In the global DRAM market, Micron's HMC competes with Hynix and Samsung. Micron's main focus has always been DRAM chips, although the company is also into manufacturing NAND Flash. In Q1 this year, Micron increased its revenues by 13% and 6% in the DRAM and NAND segments. During the same time last year, there was an 8% decrease. Looks like there is an upward trend in the memory market this year.
Samsung and Micron have locked horns this year over TLC NAND chips. Hynix has reportedly posted a profit and it's on the heels of Micron. The recent purchase of Elpida Memory gives Micron access to economies of scale.
So what are the risks for investors in this technology? I would say there are very few risks. Of course, the potential of the HMC technology would depend on the sales of tablets, smartphones and ultrabooks. However, this is a technology in which the two tech giants, Intel and Micron, have both invested in. My research shows how much better it can be compared to existing volatile memory. Moreover, the demand for the mobile segment is on the rise, and so, I think this is a very big opportunity for investment.
What and how did HMC come about - The Background
In 2007, the Exaflop Feasibility Study Group identified a need based on their research. A question was raised as part of the research. How can high performance computing devices perform a quintillion floating point operations (FLOP) per second with perfect efficiency?
An Exaflop machine was not the answer, for an Exaflop machine would need more than 1.5 gigawatts of power. This would be equivalent to consuming 0.1 percent energy of the U.S power grid. This type of power consumption was enormous, and this option was not even a remote possibility.
The research group's next task was determining the total power requirements based on the power required to execute a FLOP. 70 picojoules of power was required for one FLOP. Research scientists and engineers felt that they could shear this down to 5 to 10 picojoules. But the energy consumption to move data from the source to execution unit and back to the destination was humongous - it was in the range of 1,000 picojoules. So this was the problem, and HMC emerged as a solution.
So what is the Hybrid Memory Cube?
Specially engineered DRAMs constitute the fundamental building blocks of HMC. Each DRAM can store 1 gigabit of data. These DRAMs are placed one over another on a logical interface device that functions as a common communication tier. The DRAMs connect with this logical interface device using Through-Silicon Vias (TSV) - which is a vertical connection providing electricity supply.
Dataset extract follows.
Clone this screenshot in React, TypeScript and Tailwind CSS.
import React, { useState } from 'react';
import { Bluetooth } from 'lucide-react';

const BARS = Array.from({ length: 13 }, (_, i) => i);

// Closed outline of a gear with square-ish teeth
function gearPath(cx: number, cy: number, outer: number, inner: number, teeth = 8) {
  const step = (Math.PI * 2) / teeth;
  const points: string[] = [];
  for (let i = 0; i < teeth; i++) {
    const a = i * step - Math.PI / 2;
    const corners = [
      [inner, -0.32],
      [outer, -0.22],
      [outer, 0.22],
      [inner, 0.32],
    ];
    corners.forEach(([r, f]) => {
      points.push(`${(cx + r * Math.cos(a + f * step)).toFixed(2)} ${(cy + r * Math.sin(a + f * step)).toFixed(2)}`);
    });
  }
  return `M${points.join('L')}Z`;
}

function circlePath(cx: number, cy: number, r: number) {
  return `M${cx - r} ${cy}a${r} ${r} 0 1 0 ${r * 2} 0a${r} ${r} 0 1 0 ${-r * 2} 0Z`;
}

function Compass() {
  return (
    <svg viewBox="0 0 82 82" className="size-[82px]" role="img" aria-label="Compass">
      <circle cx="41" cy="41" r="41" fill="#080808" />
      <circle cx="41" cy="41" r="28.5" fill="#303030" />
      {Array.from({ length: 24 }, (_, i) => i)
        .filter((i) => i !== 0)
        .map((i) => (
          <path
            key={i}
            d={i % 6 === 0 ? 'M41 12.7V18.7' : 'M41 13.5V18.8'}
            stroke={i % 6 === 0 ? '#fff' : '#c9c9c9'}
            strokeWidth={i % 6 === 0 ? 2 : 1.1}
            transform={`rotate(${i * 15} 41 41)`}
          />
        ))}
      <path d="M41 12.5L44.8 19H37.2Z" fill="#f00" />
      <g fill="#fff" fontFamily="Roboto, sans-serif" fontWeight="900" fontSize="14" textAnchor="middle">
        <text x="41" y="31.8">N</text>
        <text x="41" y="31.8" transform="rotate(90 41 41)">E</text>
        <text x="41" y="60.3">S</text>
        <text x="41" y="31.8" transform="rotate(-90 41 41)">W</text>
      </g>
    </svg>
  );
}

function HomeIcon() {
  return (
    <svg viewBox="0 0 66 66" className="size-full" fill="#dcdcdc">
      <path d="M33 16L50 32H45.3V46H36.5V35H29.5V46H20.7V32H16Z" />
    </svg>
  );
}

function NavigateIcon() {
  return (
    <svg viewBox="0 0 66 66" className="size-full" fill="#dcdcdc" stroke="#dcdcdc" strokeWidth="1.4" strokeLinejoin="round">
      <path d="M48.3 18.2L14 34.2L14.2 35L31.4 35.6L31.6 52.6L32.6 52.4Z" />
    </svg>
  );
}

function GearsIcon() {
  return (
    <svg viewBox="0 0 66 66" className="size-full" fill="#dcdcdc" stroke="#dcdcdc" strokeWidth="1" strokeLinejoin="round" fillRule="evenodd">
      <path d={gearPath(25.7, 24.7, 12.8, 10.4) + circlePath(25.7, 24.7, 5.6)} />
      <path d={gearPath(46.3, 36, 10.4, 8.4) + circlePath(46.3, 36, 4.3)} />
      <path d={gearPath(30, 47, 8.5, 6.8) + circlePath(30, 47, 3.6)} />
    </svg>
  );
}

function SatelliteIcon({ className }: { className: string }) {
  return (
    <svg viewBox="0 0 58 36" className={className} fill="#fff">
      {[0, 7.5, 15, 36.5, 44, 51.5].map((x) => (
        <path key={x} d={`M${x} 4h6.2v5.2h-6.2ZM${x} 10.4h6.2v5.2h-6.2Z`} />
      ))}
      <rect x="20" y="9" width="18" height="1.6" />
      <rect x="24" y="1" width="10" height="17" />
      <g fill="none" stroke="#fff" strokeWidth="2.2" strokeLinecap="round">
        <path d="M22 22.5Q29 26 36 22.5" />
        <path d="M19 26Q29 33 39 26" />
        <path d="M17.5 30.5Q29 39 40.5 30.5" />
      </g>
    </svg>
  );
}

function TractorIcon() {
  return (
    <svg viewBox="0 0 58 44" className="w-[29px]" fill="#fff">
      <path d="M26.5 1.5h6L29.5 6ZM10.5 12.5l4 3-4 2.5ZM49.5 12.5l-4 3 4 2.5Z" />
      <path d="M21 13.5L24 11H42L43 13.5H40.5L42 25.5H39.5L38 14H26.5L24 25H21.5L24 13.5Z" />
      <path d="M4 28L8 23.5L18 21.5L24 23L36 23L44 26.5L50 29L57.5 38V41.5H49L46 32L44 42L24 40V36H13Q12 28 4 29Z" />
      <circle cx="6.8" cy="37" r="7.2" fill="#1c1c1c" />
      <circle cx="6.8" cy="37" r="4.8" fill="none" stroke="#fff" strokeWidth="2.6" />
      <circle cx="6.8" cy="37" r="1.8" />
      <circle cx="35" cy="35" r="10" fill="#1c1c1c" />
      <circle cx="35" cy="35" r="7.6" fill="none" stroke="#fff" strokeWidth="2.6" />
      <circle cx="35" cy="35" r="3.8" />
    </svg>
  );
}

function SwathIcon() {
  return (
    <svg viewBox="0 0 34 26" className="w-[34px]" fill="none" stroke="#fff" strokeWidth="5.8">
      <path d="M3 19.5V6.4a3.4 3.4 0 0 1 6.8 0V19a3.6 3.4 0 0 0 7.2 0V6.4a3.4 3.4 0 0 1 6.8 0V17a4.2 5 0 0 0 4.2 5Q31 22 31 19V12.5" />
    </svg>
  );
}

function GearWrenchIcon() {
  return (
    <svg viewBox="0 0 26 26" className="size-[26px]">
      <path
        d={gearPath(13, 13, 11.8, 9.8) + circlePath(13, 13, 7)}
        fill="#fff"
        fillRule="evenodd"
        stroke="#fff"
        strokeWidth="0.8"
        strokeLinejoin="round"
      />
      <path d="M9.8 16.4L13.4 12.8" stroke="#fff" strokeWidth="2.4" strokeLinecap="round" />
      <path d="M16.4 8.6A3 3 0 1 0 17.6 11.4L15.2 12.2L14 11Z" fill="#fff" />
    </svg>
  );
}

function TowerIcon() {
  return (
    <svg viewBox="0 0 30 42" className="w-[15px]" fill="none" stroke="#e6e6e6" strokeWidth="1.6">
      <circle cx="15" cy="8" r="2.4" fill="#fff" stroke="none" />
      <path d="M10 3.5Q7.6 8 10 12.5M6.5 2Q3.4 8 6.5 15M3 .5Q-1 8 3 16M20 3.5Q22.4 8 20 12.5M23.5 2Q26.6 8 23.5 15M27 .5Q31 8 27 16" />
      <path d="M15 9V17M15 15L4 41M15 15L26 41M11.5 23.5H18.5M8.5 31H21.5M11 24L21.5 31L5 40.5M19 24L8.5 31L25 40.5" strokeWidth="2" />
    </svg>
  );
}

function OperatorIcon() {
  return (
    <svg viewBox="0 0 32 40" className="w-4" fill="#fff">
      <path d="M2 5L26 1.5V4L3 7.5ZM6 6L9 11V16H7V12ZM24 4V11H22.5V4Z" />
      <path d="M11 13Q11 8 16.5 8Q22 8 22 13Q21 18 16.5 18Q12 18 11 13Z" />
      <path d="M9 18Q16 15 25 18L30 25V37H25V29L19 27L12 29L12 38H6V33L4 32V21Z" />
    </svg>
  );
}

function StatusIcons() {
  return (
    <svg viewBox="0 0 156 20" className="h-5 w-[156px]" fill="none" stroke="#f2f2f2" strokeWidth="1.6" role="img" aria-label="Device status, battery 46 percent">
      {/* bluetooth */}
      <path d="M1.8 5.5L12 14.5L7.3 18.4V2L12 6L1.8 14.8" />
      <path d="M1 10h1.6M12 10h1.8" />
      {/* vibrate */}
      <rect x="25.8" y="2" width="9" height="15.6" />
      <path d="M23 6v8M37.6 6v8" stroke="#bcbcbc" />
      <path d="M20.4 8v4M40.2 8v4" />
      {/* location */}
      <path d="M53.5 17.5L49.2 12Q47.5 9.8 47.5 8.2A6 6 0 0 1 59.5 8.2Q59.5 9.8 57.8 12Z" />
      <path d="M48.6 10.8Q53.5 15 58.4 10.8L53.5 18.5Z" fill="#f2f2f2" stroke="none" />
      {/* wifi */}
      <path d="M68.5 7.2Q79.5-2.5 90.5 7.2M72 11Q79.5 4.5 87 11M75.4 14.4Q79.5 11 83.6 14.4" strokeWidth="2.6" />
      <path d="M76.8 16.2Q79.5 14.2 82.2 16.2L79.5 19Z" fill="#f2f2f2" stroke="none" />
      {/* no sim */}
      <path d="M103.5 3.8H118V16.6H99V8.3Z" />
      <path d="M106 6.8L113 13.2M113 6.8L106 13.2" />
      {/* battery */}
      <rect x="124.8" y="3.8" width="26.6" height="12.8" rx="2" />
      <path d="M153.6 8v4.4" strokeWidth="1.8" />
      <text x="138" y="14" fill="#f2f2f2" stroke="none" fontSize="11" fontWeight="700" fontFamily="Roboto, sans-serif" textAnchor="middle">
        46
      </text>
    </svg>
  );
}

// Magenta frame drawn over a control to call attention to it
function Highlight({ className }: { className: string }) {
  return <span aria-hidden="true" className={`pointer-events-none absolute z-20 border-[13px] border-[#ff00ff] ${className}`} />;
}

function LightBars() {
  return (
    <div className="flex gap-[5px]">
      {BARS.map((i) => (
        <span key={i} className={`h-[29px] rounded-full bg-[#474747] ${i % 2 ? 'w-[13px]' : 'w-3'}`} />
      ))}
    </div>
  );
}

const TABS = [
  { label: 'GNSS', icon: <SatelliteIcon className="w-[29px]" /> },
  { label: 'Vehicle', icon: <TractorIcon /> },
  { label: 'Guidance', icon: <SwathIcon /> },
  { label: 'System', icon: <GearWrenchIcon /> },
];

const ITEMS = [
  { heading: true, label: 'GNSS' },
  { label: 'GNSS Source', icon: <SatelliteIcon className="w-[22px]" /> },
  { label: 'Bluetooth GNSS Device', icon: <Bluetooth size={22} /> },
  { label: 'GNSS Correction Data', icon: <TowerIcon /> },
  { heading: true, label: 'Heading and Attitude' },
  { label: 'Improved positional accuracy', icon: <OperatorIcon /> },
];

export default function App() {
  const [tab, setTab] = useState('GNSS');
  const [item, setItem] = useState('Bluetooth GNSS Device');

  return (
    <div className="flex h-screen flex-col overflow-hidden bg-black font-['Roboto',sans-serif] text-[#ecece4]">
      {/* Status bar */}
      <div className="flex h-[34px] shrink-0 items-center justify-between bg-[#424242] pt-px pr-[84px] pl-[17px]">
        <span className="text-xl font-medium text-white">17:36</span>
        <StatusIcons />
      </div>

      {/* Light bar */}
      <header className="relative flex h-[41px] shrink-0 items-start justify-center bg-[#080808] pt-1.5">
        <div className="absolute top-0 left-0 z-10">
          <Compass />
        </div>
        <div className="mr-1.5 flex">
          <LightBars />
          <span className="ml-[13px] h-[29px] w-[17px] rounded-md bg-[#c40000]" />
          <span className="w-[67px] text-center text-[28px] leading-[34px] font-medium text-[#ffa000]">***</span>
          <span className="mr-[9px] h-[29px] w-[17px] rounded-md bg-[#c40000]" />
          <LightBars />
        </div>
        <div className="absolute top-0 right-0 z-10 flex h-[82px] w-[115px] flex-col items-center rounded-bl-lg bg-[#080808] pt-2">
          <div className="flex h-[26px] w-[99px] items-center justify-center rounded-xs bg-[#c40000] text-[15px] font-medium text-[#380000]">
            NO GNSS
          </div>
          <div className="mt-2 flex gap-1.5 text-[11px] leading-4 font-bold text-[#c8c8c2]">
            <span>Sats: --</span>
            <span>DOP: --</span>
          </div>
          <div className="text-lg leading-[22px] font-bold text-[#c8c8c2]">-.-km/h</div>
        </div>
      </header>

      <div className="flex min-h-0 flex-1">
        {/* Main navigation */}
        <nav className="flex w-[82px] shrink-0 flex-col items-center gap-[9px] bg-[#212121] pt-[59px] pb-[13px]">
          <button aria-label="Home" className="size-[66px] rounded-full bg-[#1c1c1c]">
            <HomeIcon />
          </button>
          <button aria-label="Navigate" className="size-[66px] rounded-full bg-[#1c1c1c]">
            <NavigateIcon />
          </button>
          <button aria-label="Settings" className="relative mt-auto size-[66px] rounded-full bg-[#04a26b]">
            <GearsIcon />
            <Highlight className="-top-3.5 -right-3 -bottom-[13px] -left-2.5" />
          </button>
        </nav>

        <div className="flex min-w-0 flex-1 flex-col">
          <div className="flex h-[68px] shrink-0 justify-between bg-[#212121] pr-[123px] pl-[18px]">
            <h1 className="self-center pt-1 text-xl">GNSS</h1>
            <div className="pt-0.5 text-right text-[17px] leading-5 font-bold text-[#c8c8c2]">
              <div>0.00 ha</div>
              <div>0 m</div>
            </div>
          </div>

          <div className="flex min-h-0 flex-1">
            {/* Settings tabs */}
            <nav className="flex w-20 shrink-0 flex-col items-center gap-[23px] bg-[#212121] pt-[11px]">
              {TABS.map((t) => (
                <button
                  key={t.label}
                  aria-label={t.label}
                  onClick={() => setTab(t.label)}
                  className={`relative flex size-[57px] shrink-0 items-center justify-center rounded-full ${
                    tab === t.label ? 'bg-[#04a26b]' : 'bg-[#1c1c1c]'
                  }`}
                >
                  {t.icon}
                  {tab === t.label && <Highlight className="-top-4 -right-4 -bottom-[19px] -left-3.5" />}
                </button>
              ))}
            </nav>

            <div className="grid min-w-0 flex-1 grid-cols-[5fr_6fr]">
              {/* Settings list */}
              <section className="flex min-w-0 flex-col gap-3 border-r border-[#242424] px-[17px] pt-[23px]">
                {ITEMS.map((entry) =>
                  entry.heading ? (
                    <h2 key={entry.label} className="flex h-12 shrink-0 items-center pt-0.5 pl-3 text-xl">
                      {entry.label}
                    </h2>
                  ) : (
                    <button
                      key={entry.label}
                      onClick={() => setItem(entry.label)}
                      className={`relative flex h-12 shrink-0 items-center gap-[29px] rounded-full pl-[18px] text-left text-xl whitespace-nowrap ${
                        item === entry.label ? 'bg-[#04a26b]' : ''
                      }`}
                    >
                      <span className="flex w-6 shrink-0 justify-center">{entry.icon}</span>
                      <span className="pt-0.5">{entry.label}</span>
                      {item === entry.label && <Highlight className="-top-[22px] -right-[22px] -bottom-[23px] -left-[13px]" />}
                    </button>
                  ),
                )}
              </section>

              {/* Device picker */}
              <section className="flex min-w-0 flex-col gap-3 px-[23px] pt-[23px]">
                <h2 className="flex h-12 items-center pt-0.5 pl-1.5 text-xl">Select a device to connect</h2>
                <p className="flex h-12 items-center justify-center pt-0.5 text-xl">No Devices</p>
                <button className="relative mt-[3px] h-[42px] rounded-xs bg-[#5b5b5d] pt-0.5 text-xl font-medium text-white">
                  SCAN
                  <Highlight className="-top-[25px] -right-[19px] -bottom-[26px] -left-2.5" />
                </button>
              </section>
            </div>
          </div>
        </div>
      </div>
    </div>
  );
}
The TSV increases the ability of the DRAMs to form a parallel interconnection between them and the logic die (the stack base).
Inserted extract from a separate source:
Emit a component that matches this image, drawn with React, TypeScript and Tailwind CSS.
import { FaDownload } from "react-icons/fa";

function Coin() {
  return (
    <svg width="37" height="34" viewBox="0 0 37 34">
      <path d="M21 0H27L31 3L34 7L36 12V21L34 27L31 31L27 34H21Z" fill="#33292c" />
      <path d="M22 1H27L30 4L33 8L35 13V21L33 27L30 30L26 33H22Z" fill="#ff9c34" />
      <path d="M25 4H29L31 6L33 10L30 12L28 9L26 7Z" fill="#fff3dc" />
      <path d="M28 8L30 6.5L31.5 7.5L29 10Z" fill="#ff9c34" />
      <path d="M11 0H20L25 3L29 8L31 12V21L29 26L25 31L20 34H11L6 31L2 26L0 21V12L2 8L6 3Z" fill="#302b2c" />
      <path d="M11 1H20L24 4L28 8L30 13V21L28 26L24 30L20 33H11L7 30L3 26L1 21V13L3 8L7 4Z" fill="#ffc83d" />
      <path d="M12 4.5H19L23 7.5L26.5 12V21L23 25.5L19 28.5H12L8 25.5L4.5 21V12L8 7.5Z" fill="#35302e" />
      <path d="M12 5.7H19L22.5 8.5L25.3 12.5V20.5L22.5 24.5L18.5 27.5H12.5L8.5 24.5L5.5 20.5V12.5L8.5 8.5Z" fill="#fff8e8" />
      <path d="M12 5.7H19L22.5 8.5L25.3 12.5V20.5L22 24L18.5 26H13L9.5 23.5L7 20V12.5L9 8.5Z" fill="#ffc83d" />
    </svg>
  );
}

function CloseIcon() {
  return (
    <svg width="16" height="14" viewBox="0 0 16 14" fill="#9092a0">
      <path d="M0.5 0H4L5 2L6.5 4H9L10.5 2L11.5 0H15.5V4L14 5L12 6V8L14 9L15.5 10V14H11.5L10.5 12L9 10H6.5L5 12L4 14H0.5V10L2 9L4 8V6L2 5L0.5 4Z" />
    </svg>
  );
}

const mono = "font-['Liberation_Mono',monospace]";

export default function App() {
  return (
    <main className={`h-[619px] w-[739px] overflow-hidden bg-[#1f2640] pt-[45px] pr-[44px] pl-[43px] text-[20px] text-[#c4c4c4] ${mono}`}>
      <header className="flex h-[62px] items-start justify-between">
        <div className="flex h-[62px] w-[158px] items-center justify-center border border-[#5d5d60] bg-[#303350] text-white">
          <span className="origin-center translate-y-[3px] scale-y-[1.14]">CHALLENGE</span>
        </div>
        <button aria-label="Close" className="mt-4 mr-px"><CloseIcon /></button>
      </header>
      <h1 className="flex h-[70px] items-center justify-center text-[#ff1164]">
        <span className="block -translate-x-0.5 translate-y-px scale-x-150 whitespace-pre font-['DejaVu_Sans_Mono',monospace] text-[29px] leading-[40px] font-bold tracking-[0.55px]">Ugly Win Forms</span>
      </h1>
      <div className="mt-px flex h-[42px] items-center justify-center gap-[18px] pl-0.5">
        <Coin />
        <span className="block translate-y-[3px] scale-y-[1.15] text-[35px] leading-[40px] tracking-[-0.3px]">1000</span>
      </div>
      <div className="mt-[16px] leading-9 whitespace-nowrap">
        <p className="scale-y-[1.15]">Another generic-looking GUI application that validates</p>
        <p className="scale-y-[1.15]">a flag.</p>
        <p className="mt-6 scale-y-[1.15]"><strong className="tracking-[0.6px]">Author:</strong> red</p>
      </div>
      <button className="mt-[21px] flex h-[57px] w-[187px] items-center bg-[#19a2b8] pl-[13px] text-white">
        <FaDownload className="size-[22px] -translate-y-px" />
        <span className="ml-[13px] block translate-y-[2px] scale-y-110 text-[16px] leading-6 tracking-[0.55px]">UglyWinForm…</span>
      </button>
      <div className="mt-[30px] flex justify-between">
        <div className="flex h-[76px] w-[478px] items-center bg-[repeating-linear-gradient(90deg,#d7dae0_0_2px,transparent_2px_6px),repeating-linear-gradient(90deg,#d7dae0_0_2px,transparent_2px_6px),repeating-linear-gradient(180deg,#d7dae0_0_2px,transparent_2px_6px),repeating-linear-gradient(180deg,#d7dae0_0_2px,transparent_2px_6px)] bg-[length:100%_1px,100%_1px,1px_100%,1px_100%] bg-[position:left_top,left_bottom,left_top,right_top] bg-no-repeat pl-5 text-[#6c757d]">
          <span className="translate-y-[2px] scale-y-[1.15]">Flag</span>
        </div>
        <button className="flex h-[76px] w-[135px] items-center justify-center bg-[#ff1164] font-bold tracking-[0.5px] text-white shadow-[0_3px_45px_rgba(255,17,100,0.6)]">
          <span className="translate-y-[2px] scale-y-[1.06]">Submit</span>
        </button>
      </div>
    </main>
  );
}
Image source: brightsideofnews.com
The vertically stacked DRAM dies are bedded on the logic layer, which is at the stack base. It is the logic layer that handles all DRAM activity. This type of structure is a cube-like arrangement and hence the name Hybrid Memory Cube. System designers have the option to mount the HMC near processors or at a distance. The near-memory approach, i.e. placing the HMC near to the processors, provided the best system performance.
The stacked approach that HMC follows is different from the conventional DRAM approach which juxtaposes RAM dies on a stick. But in HMC, memory dies are stacked vertically, and the connecting wires between them are shorter. Data is transferred faster between each memory die utilizing less energy.
There is another reason why HMC enables superfast data speeds. It does away with logic transistors in each DRAM die and positions them in one location, which is typically at the stack-base. This type of memory architecture is different from conventional DRAM architecture where each memory die has its own logic circuits. Each of these logic circuits consumes more power and contributes to increased complexity of the I/O process.
But in the HMC, one logic circuit handles the circuitry for all the stacked memory dies. This centralized logic processing approach allows for faster data rates in the range of 320 GB per second. Interestingly, it consumed 70% less power to achieve this.
Is the Hybrid Memory Cube a silver lining for Micron?
The HMC has been awarded the Product of the Year at the EE Times and EDN ACE Awards Event on April 24th, 2013. This award marks the birth of a new way to design memory architecture to support increasing needs of bandwidth, memory density, and power efficiency in desktop, mobile, and network computing.
Although revenues of Micron tanked 14.6 percent this quarter when compared to last year's, this award will surely keep this company in the reckoning, especially in the DRAM area. Micron is still awaiting early traction for its Hybrid Memory Cube technology. This will depend on many factors. One of them is the induction of ultrathin computing devices. Micron hopes that the market will see the introduction of several notebooks and Windows 8 smartphones to necessitate the need for market-focused HMC manufacturing. Micron does not foresee enough market demand to start full-fledged production of HMC right now.
The Future of Hybrid Memory Cube technology
HMC will soon form the backbone of network systems. Network system performance is going to transform for the better in the coming decade. With the onset of new-generation 100G and 400G network infrastructure, HMC will become a necessity. HMC will also morph into supercomputing systems and such high performance computing systems and devices.
If DDR4 is evolutionary, HMC is revolutionary. The pendulum has shifted to a technology that does not just bypass contemporary memory architectures. In fact, HMC has the potential to cause a complete paradigm shift. It is definitely a successful attempt to redefine memory technology by being a completely novel standard in memory architecture.